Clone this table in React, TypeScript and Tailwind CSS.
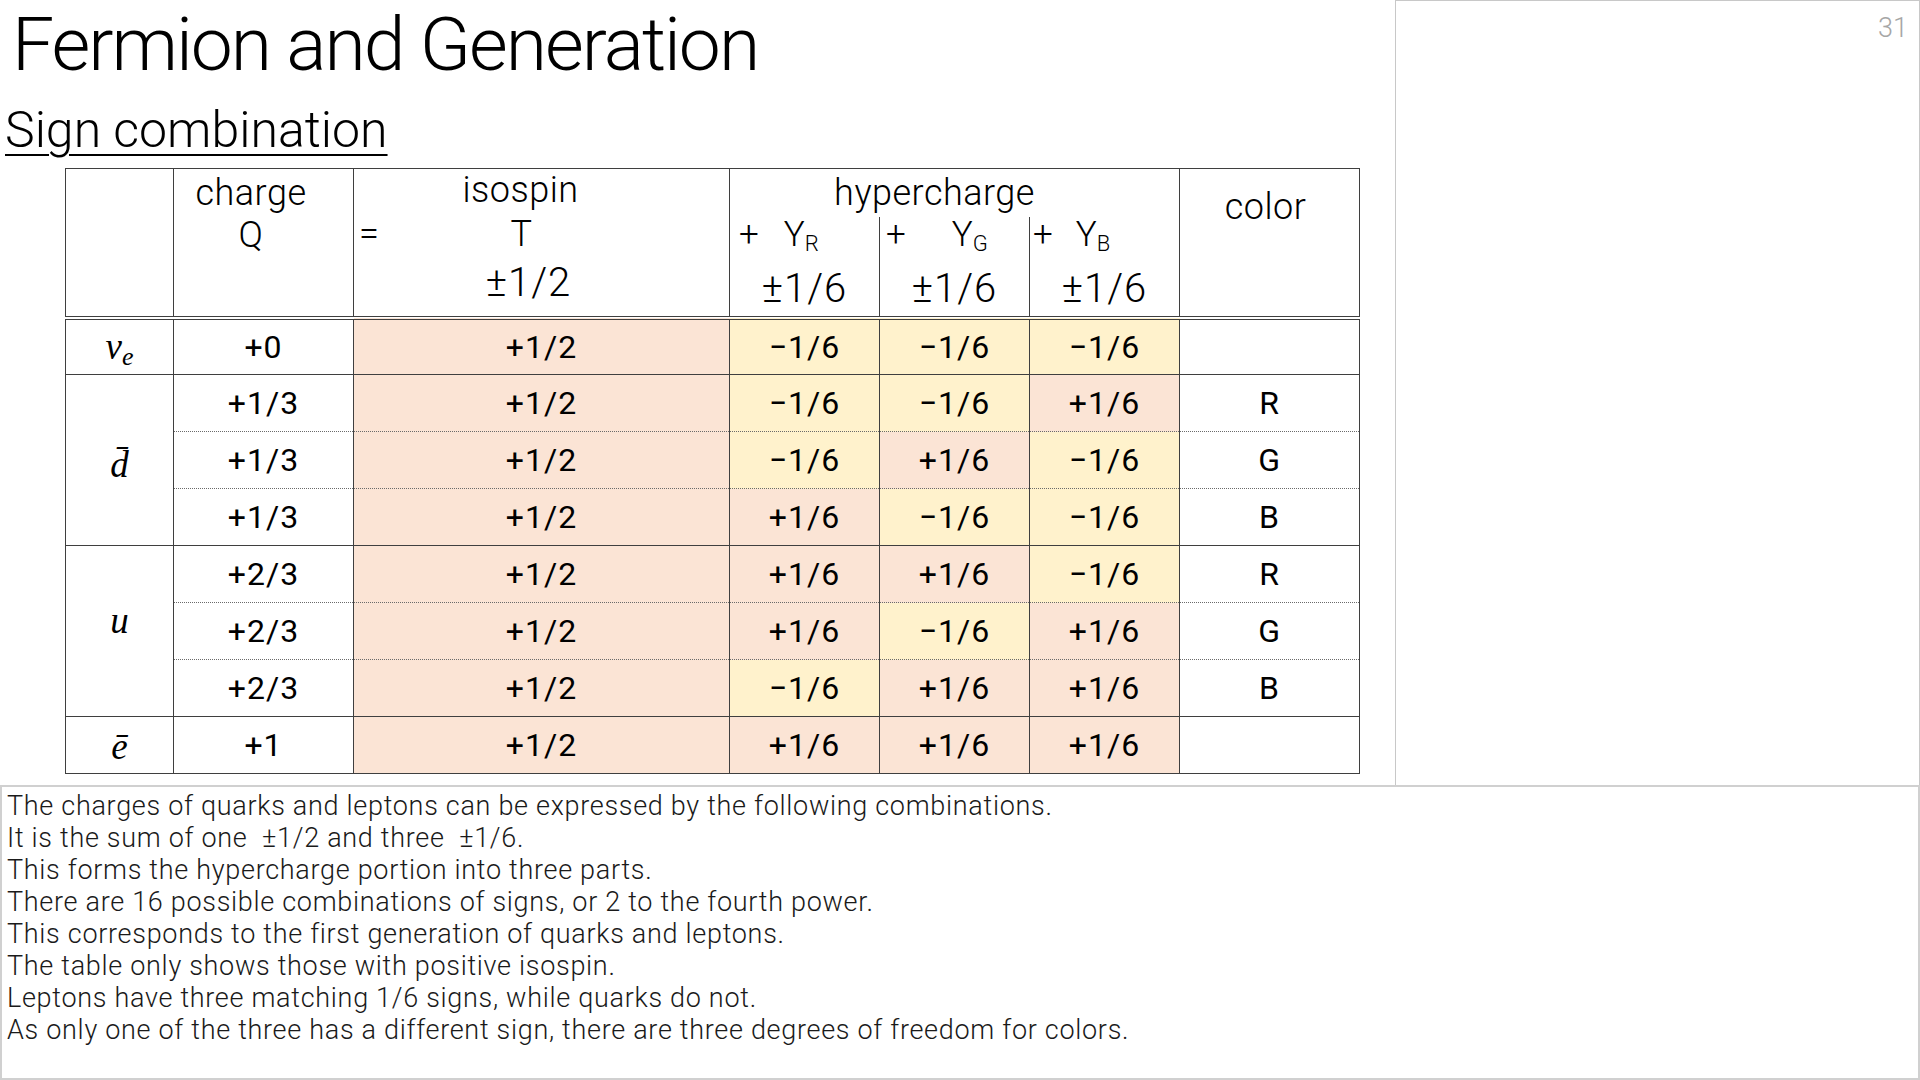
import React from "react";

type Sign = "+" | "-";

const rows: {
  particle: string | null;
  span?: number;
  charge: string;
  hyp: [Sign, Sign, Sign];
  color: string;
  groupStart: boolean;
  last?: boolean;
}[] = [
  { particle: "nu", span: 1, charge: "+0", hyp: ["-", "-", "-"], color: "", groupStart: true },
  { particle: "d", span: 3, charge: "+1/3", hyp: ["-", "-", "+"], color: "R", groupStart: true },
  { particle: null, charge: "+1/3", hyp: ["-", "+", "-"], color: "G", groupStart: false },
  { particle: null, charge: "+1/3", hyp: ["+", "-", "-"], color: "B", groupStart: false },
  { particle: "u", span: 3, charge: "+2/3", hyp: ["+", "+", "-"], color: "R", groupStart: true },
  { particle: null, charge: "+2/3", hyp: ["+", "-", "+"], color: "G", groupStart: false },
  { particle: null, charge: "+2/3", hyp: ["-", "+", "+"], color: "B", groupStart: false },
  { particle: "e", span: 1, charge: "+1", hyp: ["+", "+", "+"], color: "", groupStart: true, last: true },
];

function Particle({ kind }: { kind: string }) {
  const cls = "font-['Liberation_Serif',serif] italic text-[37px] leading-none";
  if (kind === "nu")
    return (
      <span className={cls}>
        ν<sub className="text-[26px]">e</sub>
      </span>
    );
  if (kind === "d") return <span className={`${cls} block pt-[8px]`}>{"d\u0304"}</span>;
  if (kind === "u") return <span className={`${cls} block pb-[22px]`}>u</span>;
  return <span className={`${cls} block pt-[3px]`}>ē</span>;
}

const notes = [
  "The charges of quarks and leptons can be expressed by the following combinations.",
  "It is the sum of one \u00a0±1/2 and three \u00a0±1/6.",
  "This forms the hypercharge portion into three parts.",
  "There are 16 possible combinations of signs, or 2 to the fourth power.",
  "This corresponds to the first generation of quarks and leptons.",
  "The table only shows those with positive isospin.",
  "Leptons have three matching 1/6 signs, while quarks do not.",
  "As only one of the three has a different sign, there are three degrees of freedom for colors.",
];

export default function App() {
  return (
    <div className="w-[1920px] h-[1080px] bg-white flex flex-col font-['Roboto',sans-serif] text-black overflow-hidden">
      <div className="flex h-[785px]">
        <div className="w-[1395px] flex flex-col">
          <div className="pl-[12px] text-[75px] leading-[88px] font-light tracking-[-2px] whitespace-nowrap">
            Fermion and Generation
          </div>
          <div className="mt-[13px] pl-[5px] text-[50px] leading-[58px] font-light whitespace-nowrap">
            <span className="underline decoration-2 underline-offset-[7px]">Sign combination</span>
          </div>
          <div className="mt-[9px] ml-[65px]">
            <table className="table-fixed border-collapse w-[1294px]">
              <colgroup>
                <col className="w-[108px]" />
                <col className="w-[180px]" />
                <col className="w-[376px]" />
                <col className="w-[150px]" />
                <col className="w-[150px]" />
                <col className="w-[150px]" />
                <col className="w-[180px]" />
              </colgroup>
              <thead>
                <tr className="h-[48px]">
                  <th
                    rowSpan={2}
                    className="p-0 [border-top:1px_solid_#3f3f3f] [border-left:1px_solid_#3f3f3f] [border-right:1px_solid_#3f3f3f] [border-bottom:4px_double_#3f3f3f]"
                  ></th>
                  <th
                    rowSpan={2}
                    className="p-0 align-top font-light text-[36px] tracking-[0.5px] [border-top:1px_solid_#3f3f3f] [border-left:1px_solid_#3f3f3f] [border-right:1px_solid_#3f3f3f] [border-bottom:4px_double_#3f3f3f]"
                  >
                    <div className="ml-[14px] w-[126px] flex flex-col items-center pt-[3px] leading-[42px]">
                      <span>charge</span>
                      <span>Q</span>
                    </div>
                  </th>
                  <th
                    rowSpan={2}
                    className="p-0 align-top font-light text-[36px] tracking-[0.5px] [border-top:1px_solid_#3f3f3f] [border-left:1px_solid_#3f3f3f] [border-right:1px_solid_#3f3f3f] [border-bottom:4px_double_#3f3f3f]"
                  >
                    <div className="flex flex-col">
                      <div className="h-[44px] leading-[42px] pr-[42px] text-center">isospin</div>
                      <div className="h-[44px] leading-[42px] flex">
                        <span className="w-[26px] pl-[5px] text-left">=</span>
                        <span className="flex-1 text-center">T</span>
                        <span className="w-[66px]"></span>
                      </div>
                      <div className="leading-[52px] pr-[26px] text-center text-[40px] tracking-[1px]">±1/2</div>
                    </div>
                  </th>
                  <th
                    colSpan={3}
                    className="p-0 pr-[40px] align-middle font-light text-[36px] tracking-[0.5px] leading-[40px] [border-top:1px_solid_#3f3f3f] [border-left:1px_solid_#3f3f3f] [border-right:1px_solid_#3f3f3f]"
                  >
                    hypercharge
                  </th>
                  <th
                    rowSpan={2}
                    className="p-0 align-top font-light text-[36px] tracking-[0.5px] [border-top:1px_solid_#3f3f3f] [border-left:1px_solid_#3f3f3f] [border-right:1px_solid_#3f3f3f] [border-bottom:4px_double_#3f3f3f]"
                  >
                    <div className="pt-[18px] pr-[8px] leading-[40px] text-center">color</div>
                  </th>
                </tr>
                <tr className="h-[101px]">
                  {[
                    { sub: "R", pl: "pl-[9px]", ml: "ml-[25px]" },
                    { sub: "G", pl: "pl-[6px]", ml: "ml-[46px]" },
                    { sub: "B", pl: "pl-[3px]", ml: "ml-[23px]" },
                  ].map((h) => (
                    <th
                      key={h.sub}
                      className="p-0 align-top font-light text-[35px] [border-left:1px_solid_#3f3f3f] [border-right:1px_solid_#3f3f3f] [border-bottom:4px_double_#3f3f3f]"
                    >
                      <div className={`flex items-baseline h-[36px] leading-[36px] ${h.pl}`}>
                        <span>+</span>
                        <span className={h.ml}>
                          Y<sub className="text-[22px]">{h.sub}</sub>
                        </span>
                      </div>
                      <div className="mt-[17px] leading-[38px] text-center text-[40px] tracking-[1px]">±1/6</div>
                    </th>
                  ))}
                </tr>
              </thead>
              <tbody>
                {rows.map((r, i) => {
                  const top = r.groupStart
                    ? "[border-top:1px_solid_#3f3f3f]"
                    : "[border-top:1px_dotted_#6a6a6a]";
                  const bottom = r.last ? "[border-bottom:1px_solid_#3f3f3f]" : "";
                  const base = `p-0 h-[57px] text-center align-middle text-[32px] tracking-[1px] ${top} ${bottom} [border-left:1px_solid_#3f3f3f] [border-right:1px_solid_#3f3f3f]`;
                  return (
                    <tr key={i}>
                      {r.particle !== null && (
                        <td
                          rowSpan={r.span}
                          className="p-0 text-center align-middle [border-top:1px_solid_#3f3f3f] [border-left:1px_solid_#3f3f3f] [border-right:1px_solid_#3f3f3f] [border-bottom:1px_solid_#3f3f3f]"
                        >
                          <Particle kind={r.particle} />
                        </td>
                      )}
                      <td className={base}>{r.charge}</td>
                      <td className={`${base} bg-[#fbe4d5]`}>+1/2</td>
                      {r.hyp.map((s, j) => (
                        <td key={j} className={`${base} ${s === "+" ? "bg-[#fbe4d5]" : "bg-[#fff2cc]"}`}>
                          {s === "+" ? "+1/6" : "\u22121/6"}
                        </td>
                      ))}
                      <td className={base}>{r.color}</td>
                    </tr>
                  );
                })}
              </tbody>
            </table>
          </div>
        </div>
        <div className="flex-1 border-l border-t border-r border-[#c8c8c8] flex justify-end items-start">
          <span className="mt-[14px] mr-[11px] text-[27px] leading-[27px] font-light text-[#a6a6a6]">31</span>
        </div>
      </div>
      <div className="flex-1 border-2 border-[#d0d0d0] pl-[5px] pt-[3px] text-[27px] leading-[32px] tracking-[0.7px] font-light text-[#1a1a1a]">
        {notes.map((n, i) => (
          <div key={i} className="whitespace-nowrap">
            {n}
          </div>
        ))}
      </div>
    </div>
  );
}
● ● ● ● ● ● ●
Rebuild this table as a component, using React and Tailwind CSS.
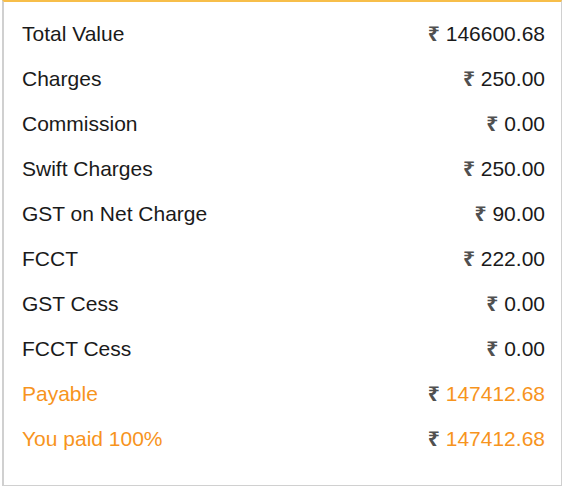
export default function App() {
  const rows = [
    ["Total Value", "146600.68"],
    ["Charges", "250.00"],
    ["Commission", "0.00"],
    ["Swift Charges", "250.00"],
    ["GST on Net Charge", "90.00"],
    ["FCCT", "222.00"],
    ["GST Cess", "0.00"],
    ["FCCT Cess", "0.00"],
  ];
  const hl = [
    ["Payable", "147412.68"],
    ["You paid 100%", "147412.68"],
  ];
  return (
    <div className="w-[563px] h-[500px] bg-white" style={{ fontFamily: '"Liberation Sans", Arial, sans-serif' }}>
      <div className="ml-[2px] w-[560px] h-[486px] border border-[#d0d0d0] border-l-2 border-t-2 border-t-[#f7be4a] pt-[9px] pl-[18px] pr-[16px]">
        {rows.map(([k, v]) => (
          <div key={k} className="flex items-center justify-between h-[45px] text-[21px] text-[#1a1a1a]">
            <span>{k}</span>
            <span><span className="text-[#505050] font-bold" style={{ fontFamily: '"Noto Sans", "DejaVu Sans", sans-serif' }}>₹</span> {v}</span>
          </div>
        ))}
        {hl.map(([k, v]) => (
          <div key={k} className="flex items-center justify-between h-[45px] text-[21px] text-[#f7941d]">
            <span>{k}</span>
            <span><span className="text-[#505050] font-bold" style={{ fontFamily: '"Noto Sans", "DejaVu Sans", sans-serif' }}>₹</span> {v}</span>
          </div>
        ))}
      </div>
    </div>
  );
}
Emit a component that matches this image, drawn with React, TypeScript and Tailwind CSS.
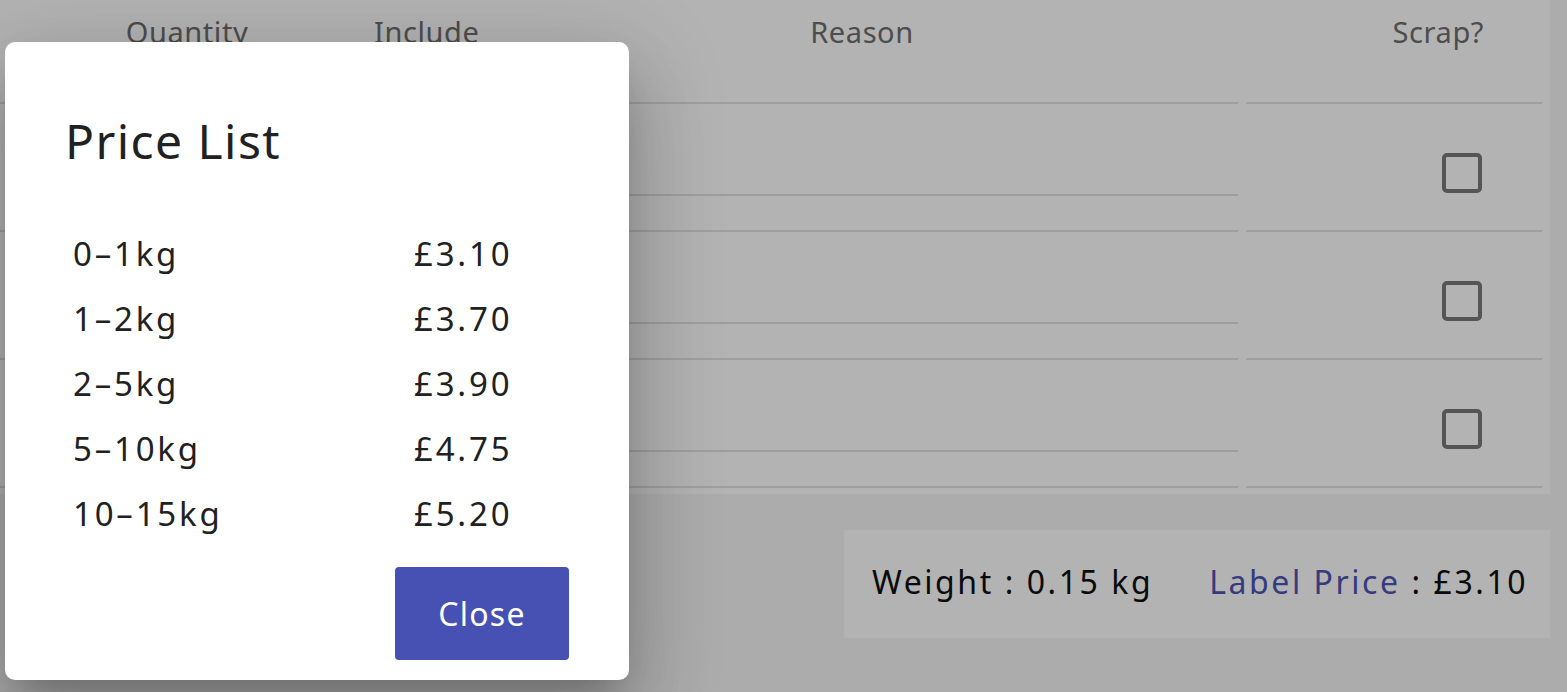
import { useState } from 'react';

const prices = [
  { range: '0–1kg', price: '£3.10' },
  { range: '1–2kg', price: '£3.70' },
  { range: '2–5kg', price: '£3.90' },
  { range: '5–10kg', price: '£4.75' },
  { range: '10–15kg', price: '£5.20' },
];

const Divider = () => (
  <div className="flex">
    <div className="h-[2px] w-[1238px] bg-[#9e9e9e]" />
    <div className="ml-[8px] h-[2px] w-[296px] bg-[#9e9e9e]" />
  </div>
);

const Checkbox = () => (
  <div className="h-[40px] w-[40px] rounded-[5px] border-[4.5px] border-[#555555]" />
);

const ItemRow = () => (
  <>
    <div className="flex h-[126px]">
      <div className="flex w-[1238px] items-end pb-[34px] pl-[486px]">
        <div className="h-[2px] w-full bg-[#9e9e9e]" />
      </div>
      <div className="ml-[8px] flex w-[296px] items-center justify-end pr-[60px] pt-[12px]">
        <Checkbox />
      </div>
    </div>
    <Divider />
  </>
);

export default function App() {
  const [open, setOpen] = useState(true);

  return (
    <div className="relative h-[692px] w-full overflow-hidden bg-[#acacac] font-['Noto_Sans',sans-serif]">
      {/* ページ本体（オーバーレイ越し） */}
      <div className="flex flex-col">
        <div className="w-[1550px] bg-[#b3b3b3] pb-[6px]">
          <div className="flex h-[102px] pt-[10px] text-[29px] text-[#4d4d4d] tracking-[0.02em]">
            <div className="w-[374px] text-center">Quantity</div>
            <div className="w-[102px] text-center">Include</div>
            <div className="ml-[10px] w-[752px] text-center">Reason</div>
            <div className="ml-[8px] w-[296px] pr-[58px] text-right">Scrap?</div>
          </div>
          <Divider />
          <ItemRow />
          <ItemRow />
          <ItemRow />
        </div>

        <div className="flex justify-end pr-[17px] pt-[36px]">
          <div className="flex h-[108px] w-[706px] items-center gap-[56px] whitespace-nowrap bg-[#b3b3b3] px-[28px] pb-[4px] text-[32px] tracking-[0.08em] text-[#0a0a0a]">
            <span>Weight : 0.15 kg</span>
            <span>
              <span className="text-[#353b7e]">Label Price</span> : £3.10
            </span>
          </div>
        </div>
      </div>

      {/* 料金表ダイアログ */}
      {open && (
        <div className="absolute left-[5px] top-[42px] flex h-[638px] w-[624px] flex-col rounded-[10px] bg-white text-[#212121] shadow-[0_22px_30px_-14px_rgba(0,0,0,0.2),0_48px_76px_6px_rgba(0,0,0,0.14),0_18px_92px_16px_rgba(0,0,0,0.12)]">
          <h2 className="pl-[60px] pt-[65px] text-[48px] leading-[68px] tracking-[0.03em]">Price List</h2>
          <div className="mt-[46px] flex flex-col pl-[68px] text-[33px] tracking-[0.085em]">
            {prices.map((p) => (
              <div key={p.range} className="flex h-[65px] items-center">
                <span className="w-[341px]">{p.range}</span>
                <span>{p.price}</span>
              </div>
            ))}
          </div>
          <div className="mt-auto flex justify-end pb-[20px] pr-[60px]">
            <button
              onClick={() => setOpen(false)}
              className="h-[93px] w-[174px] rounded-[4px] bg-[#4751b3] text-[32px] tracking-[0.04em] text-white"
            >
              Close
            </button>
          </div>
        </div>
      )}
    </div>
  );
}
● ● ● ● ● ● ●
## THE TASK
List all lines from the entries that include the word "Tailwind".

## SOLUTION FOR THIS TASK
Clone this table in React, TypeScript and Tailwind CSS.
Rebuild this table as a component, using React and Tailwind CSS.
Emit a component that matches this image, drawn with React, TypeScript and Tailwind CSS.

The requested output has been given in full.